From: "Huang, Ying" <ying.huang@intel.com>
To: Johannes Weiner <hannes@cmpxchg.org>
Cc: linux-mm@kvack.org, Kaiyang Zhao <kaiyang2@cs.cmu.edu>,
Mel Gorman <mgorman@techsingularity.net>,
Vlastimil Babka <vbabka@suse.cz>,
David Rientjes <rientjes@google.com>,
linux-kernel@vger.kernel.org, kernel-team@fb.com
Subject: Re: [RFC PATCH 20/26] mm: vmscan: use compaction_suitable() check in kswapd
Date: Thu, 27 Apr 2023 13:41:38 +0800 [thread overview]
Message-ID: <87cz3peval.fsf@yhuang6-desk2.ccr.corp.intel.com> (raw)
In-Reply-To: <20230426152206.GA30064@cmpxchg.org> (Johannes Weiner's message of "Wed, 26 Apr 2023 11:22:06 -0400")
Johannes Weiner <hannes@cmpxchg.org> writes:
> On Wed, Apr 26, 2023 at 09:30:23AM +0800, Huang, Ying wrote:
>> Johannes Weiner <hannes@cmpxchg.org> writes:
>>
>> > On Tue, Apr 25, 2023 at 11:12:28AM +0800, Huang, Ying wrote:
>> >> Johannes Weiner <hannes@cmpxchg.org> writes:
>> >>
>> >> > Kswapd currently bails on higher-order allocations with an open-coded
>> >> > check for whether it's reclaimed the compaction gap.
>> >> >
>> >> > compaction_suitable() is the customary interface to coordinate reclaim
>> >> > with compaction.
>> >> >
>> >> > Signed-off-by: Johannes Weiner <hannes@cmpxchg.org>
>> >> > ---
>> >> > mm/vmscan.c | 67 ++++++++++++++++++-----------------------------------
>> >> > 1 file changed, 23 insertions(+), 44 deletions(-)
>> >> >
>> >> > diff --git a/mm/vmscan.c b/mm/vmscan.c
>> >> > index ee8c8ca2e7b5..723705b9e4d9 100644
>> >> > --- a/mm/vmscan.c
>> >> > +++ b/mm/vmscan.c
>> >> > @@ -6872,12 +6872,18 @@ static bool pgdat_balanced(pg_data_t *pgdat, int order, int highest_zoneidx)
>> >> > if (!managed_zone(zone))
>> >> > continue;
>> >> >
>> >> > + /* Allocation can succeed in any zone, done */
>> >> > if (sysctl_numa_balancing_mode & NUMA_BALANCING_MEMORY_TIERING)
>> >> > mark = wmark_pages(zone, WMARK_PROMO);
>> >> > else
>> >> > mark = high_wmark_pages(zone);
>> >> > if (zone_watermark_ok_safe(zone, order, mark, highest_zoneidx))
>> >> > return true;
>> >> > +
>> >> > + /* Allocation can't succeed, but enough order-0 to compact */
>> >> > + if (compaction_suitable(zone, order,
>> >> > + highest_zoneidx) == COMPACT_CONTINUE)
>> >> > + return true;
>> >>
>> >> Should we check the following first?
>> >>
>> >> order > 0 && zone_watermark_ok_safe(zone, 0, mark, highest_zoneidx)
>> >
>> > That's what compaction_suitable() does.

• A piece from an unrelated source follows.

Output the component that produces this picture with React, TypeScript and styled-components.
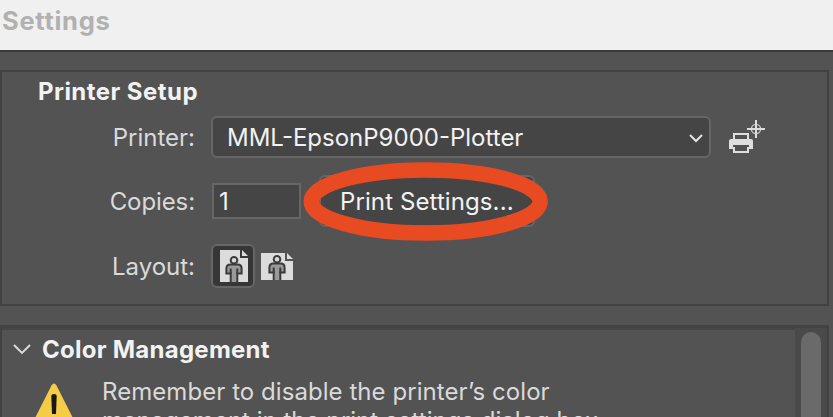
import React from 'react';
import styled, { createGlobalStyle } from 'styled-components';

const Global = createGlobalStyle`
  * { box-sizing: border-box; }
  html, body { margin: 0; height: 100%; overflow: hidden; background: #535353; }
  body { font-family: Inter, "Liberation Sans", sans-serif; font-size: 24px; }
`;

const Window = styled.main`
  width: 833px;
  height: 417px;
  overflow: hidden;
  background: #535353;
  color: #dadada;
`;

const TitleBar = styled.header`
  height: 52px;
  padding: 6px 0 0 2px;
  background: #f0f0f0;
  border-bottom: 2px solid #3b3b3b;
  color: #b1b1b1;
`;

const Label = styled.span<{ $track?: number; $bold?: boolean; $size?: number }>`
  display: block;
  white-space: nowrap;
  line-height: 30px;
  font-size: ${p => p.$size ?? 24}px;
  font-weight: ${p => (p.$bold ? 700 : 400)};
  letter-spacing: ${p => p.$track ?? 0}px;
`;

const Group = styled.section`
  width: 829px;
  height: 236px;
  margin-top: 18px;
  padding: 4px 0 0;
  border: 2px solid #424242;
`;

const Heading = styled.div`
  padding: 1px 0 0 36px;
  height: 40px;
  color: #f2f2f2;
`;

const Row = styled.div<{ $height: number }>`
  display: flex;
  align-items: center;
  height: ${p => p.$height}px;
`;

const Caption = styled.div`
  display: flex;
  justify-content: flex-end;
  width: 193px;
  margin-right: 16px;
  padding-top: 2px;
`;

const Select = styled.div`
  display: flex;
  align-items: center;
  justify-content: space-between;
  width: 500px;
  height: 42px;
  padding: 0 5px 0 14px;
  border: 2px solid #666;
  border-radius: 6px;
  background: #454545;
  color: #f2f2f2;
`;

const SelectValue = styled.div`
  padding-top: 2px;
`;

const PrinterIcon = styled.svg`
  margin-left: 18px;
`;

const Field = styled.div`
  width: 89px;
  height: 36px;
  margin-left: 1px;
  padding: 2px 0 0 5px;
  border: 2px solid #666;
  background: #454545;
  color: #f2f2f2;
`;

const Button = styled.div`
  position: relative;
  display: flex;
  align-items: center;
  width: 216px;
  height: 52px;
  margin-left: 18px;
  padding: 2px 0 0 19px;
  border: 2px solid #666;
  border-radius: 6px;
  background: #454545;
  color: #f2f2f2;
`;

const Highlight = styled.svg`
  position: absolute;
  left: -19px;
  top: -16px;
`;

const ButtonLabel = styled.div`
  position: relative;
  z-index: 1;
`;

const LayoutButton = styled.div<{ $active?: boolean }>`
  display: flex;
  align-items: center;
  justify-content: center;
  width: 44px;
  height: 44px;
  padding: ${p => (p.$active ? '0 0 0 2px' : '1px 0 0')};
  border: 2px solid ${p => (p.$active ? '#666' : 'transparent')};
  border-radius: 6px;
  background: ${p => (p.$active ? '#363636' : 'transparent')};
`;

const Panel = styled.section`
  display: flex;
  width: 829px;
  height: 92px;
  margin-top: 19px;
  border: 2px solid #424242;
  border-top-width: 3px;
  border-bottom: 0;
`;

const PanelBody = styled.div`
  flex: 1;
  border-top: 2px solid #464646;
`;

const PanelHeading = styled.div`
  display: flex;
  align-items: center;
  gap: 10px;
  height: 38px;
  padding: 2px 0 0 10px;
  color: #f2f2f2;
`;

const Chevron = styled.svg`
  margin-top: -2px;
`;

const Notice = styled.div`
  display: flex;
  padding-left: 31px;
`;

const Message = styled.div`
  margin: 9px 0 0 27px;
`;

const MessageLine = styled(Label)`
  line-height: 29px;
`;

const Track = styled.div`
  width: 32px;
  padding: 4px 6px 0;
  background: #4a4a4a;
`;

const Thumb = styled.div`
  width: 20px;
  height: 100px;
  border-radius: 10px;
  background: #6a6a6a;
`;

const Person = ({ x, y }: { x: number; y: number }) => (
  <g transform={`translate(${x} ${y})`} stroke="#3b3b3b" strokeWidth="2">
    <path d="M4.700 27V17.500H.400V12.500Q.400 8.500 4.400 8.500H11.600Q15.600 8.500 15.600 12.500V17.500H11.300V27" fill="#999" />
    <path d="M4.700 12.500V18M11.300 12.500V18" fill="none" />
    <circle cx="8" cy="4.200" r="3.300" fill="#d8d8d8" />
  </g>
);

const PortraitIcon = () => (
  <svg width="28" height="32" viewBox="0 0 28 32">
    <path d="M0 0H20V8H28V32H0Z" fill="#dcdcdc" />
    <path d="M22 0L28 6H22Z" fill="#dcdcdc" />
    <Person x={6} y={6} />
  </svg>
);

const LandscapeIcon = () => (
  <svg width="32" height="27" viewBox="0 0 32 27">
    <path d="M0 0H24V8H32V27H0Z" fill="#dcdcdc" />
    <path d="M26 0L32 6H26Z" fill="#dcdcdc" />
    <Person x={8} y={2} />
  </svg>
);

export default function App() {
  return (
    <>
      <Global />
      <Window>
        <TitleBar>
          <Label $bold $size={25.5} $track={0.7}>Settings</Label>
        </TitleBar>
        <Group>
          <Heading>
            <Label $bold $track={0.45}>Printer Setup</Label>
          </Heading>
          <Row $height={42}>
            <Caption><Label>Printer:</Label></Caption>
            <Select>
              <SelectValue><Label>MML-EpsonP9000-Plotter</Label></SelectValue>
              <svg width="16" height="12" viewBox="0 0 16 12">
                <path d="M2 4L8 10L14 4" fill="none" stroke="#e4e4e4" strokeWidth="2" />
              </svg>
            </Select>
            <PrinterIcon width="36" height="34" viewBox="0 0 36 34">
              <path d="M4 13H20V19H22Q24 19 24 21V29H20V33H4V29H0V21Q0 19 2 19H4Z" fill="#dedede" />
              <path d="M6 15H18V19H6ZM4 25H20V27H4ZM6 27H18V31H6Z" fill="#505050" />
              <circle cx="27" cy="9" r="4.600" fill="none" stroke="#c8c8c8" strokeWidth="1.400" />
              <path d="M27 0V18M18 9H36" stroke="#dedede" strokeWidth="2" />
            </PrinterIcon>
          </Row>
          <Row $height={86}>
            <Caption><Label $track={-0.1}>Copies:</Label></Caption>
            <Field><Label>1</Label></Field>
            <Button>
              <Highlight width="250" height="82" viewBox="0 0 250 82">
                <ellipse cx="123.700" cy="40.400" rx="114.400" ry="31.500" fill="none" stroke="#e84a22" strokeWidth="15.500" />
              </Highlight>
              <ButtonLabel><Label $track={0.1}>Print Settings...</Label></ButtonLabel>
            </Button>
          </Row>
          <Row $height={44}>
            <Caption><Label>Layout:</Label></Caption>
            <LayoutButton $active><PortraitIcon /></LayoutButton>
            <LayoutButton><LandscapeIcon /></LayoutButton>
          </Row>
        </Group>
        <Panel>
          <PanelBody>
            <PanelHeading>
              <Chevron width="20" height="14" viewBox="0 0 20 14">
                <path d="M2 3L10 11L18 3" fill="none" stroke="#dedede" strokeWidth="1.800" />
              </Chevron>
              <Label $bold $track={0.26}>Color Management</Label>
            </PanelHeading>
            <Notice>
              <svg width="42" height="60" viewBox="0 0 42 60">
                <path d="M18.500 17.500Q21 13.500 23.500 17.500L45 60H-3Z" fill="#f5cc45" />
                <path d="M18.300 28Q18.300 26 21 26T23.700 28L23 46H19Z" fill="#171717" />
              </svg>
              <Message>
                <MessageLine $track={0.06}>Remember to disable the printer’s color</MessageLine>
                <MessageLine>management in the print settings dialog box.</MessageLine>
              </Message>
            </Notice>
          </PanelBody>
          <Track><Thumb /></Track>
        </Panel>
      </Window>
    </>
  );
}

It checks whether there are
>> > enough migration targets for compaction (COMPACT_CONTINUE) or whether
>> > reclaim needs to do some more work (COMPACT_SKIPPED).
>>
>> Yes. And I found that the watermark used in compaction_suitable() is
>> low_wmark_pages() or min_wmark_pages(), which doesn't match the
>> watermark here. Or did I miss something?
>
> Ahh, you're right, kswapd will bail prematurely. Compaction cannot
> reliably meet the high watermark with a low watermark scratch space.
>
> I'll add the order check before the suitable test, for clarity, and so
> that order-0 requests don't check the same thing twice.
>
> For the watermark, I'd make it an arg to compaction_suitable() and use
> whatever the reclaimer targets (high for kswapd, min for direct).
>
> However, there is a minor snag. compaction_suitable() currently has
> its own smarts regarding the watermark:
>
> /*
> * Watermarks for order-0 must be met for compaction to be able to
> * isolate free pages for migration targets. This means that the
> * watermark and alloc_flags have to match, or be more pessimistic than
> * the check in __isolate_free_page(). We don't use the direct
> * compactor's alloc_flags, as they are not relevant for freepage
> * isolation. We however do use the direct compactor's highest_zoneidx
> * to skip over zones where lowmem reserves would prevent allocation
> * even if compaction succeeds.
> * For costly orders, we require low watermark instead of min for
> * compaction to proceed to increase its chances.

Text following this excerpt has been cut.